**Given information**

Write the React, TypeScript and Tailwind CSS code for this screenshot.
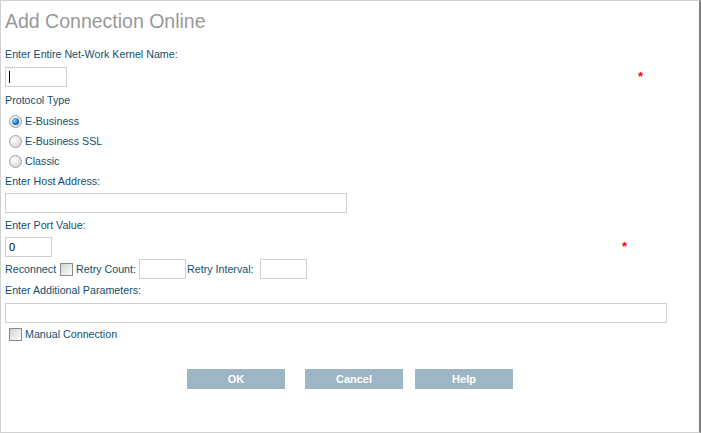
import React from "react";

const font = { fontFamily: '"Liberation Sans", Arial, sans-serif' };

function Radio({ checked }: { checked?: boolean }) {
  return (
    <span className="relative flex h-[13px] w-[13px] shrink-0 items-center justify-center rounded-full border border-[#a0a0a0] bg-[radial-gradient(circle_at_35%_35%,#ffffff,#cfcfcf)]">
      {checked && (
        <span className="h-[7px] w-[7px] rounded-full bg-[radial-gradient(circle_at_35%_35%,#8fd0ff,#0d5fa8_70%)]" />
      )}
    </span>
  );
}

function Checkbox() {
  return (
    <span className="block h-[13px] w-[13px] shrink-0 border border-[#8a8a8a] bg-gradient-to-br from-[#d2d2d2] to-white" />
  );
}

function Field({ w, children }: { w: string; children?: React.ReactNode }) {
  return (
    <div className={`flex h-[20px] items-center border border-[#cfcfcf] bg-white px-[3px] text-[11px] text-black ${w}`}>
      {children}
    </div>
  );
}

const label = "flex h-[20px] items-center text-[10.7px] text-[#134f6e]";
const btn = "flex h-[20px] w-[98px] items-center justify-center bg-[#9eb5c4] text-[11px] font-bold text-white";

export default function App() {
  return (
    <div style={font} className="h-[433px] w-[701px] border-t border-b border-l border-r-2 border-[#d0d0d0] border-r-[#808080] bg-white pl-[4px]">
      <div className="mt-[9px] flex h-[24px] items-center text-[19.5px] text-[#999999]">Add Connection Online</div>

      <div className={`${label} mt-[10px]`}>Enter Entire Net-Work Kernel Name:</div>
      <div className="mt-[3px] flex w-[638px] items-start justify-between">
        <Field w="w-[62px]">
          <span className="block h-[12px] w-[1px] bg-black" />
        </Field>
        <span className="mt-[3px] text-[13px] font-bold leading-[13px] text-[#ff0000]">*</span>
      </div>

      <div className={`${label} mt-[3px]`}>Protocol Type</div>
      <div className="mt-[1px] pl-[4px]">
        {[
          ["E-Business", true],
          ["E-Business SSL", false],
          ["Classic", false],
        ].map(([t, c]) => (
          <div key={t as string} className={`${label} gap-[3px]`}>
            <Radio checked={c as boolean} />
            <span>{t as string}</span>
          </div>
        ))}
      </div>

      <div className={label}>Enter Host Address:</div>
      <div className="mt-[2px]">
        <Field w="w-[342px]" />
      </div>

      <div className={`${label} mt-[2px]`}>Enter Port Value:</div>
      <div className="mt-[2px] flex w-[622px] items-start justify-between">
        <Field w="w-[47px]">0</Field>
        <span className="mt-[3px] text-[13px] font-bold leading-[13px] text-[#ff0000]">*</span>
      </div>

      <div className={`${label} mt-[2px]`}>
        <span className="w-[55px]">Reconnect</span>
        <Checkbox />
        <span className="ml-[3px] w-[63px]">Retry Count:</span>
        <Field w="w-[47px]" />
        <span className="ml-[1px] w-[73px]">Retry Interval:</span>
        <Field w="w-[47px]" />
      </div>

      <div className={`${label} mt-[1px]`}>Enter Additional Parameters:</div>
      <div className="mt-[3px]">
        <Field w="w-[662px]" />
      </div>

      <div className={`${label} mt-[1px] gap-[3px] pl-[4px]`}>
        <Checkbox />
        <span>Manual Connection</span>
      </div>

      <div className="mt-[25px] flex pl-[182px]">
        <button className={btn}>OK</button>
        <button className={`${btn} ml-[20px]`}>Cancel</button>
        <button className={`${btn} ml-[12px]`}>Help</button>
      </div>
    </div>
  );
}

**Prompt**
Strip out the pictures and quote the remaining data word for word.

**Complete output**
Write the React, TypeScript and Tailwind CSS code for this screenshot.
import React from "react";

const font = { fontFamily: '"Liberation Sans", Arial, sans-serif' };

function Radio({ checked }: { checked?: boolean }) {
  return (
    <span className="relative flex h-[13px] w-[13px] shrink-0 items-center justify-center rounded-full border border-[#a0a0a0] bg-[radial-gradient(circle_at_35%_35%,#ffffff,#cfcfcf)]">
      {checked && (
        <span className="h-[7px] w-[7px] rounded-full bg-[radial-gradient(circle_at_35%_35%,#8fd0ff,#0d5fa8_70%)]" />
      )}
    </span>
  );
}

function Checkbox() {
  return (
    <span className="block h-[13px] w-[13px] shrink-0 border border-[#8a8a8a] bg-gradient-to-br from-[#d2d2d2] to-white" />
  );
}

function Field({ w, children }: { w: string; children?: React.ReactNode }) {
  return (
    <div className={`flex h-[20px] items-center border border-[#cfcfcf] bg-white px-[3px] text-[11px] text-black ${w}`}>
      {children}
    </div>
  );
}

const label = "flex h-[20px] items-center text-[10.7px] text-[#134f6e]";
const btn = "flex h-[20px] w-[98px] items-center justify-center bg-[#9eb5c4] text-[11px] font-bold text-white";

export default function App() {
  return (
    <div style={font} className="h-[433px] w-[701px] border-t border-b border-l border-r-2 border-[#d0d0d0] border-r-[#808080] bg-white pl-[4px]">
      <div className="mt-[9px] flex h-[24px] items-center text-[19.5px] text-[#999999]">Add Connection Online</div>

      <div className={`${label} mt-[10px]`}>Enter Entire Net-Work Kernel Name:</div>
      <div className="mt-[3px] flex w-[638px] items-start justify-between">
        <Field w="w-[62px]">
          <span className="block h-[12px] w-[1px] bg-black" />
        </Field>
        <span className="mt-[3px] text-[13px] font-bold leading-[13px] text-[#ff0000]">*</span>
      </div>

      <div className={`${label} mt-[3px]`}>Protocol Type</div>
      <div className="mt-[1px] pl-[4px]">
        {[
          ["E-Business", true],
          ["E-Business SSL", false],
          ["Classic", false],
        ].map(([t, c]) => (
          <div key={t as string} className={`${label} gap-[3px]`}>
            <Radio checked={c as boolean} />
            <span>{t as string}</span>
          </div>
        ))}
      </div>

      <div className={label}>Enter Host Address:</div>
      <div className="mt-[2px]">
        <Field w="w-[342px]" />
      </div>

      <div className={`${label} mt-[2px]`}>Enter Port Value:</div>
      <div className="mt-[2px] flex w-[622px] items-start justify-between">
        <Field w="w-[47px]">0</Field>
        <span className="mt-[3px] text-[13px] font-bold leading-[13px] text-[#ff0000]">*</span>
      </div>

      <div className={`${label} mt-[2px]`}>
        <span className="w-[55px]">Reconnect</span>
        <Checkbox />
        <span className="ml-[3px] w-[63px]">Retry Count:</span>
        <Field w="w-[47px]" />
        <span className="ml-[1px] w-[73px]">Retry Interval:</span>
        <Field w="w-[47px]" />
      </div>

      <div className={`${label} mt-[1px]`}>Enter Additional Parameters:</div>
      <div className="mt-[3px]">
        <Field w="w-[662px]" />
      </div>

      <div className={`${label} mt-[1px] gap-[3px] pl-[4px]`}>
        <Checkbox />
        <span>Manual Connection</span>
      </div>

      <div className="mt-[25px] flex pl-[182px]">
        <button className={btn}>OK</button>
        <button className={`${btn} ml-[20px]`}>Cancel</button>
        <button className={`${btn} ml-[12px]`}>Help</button>
      </div>
    </div>
  );
}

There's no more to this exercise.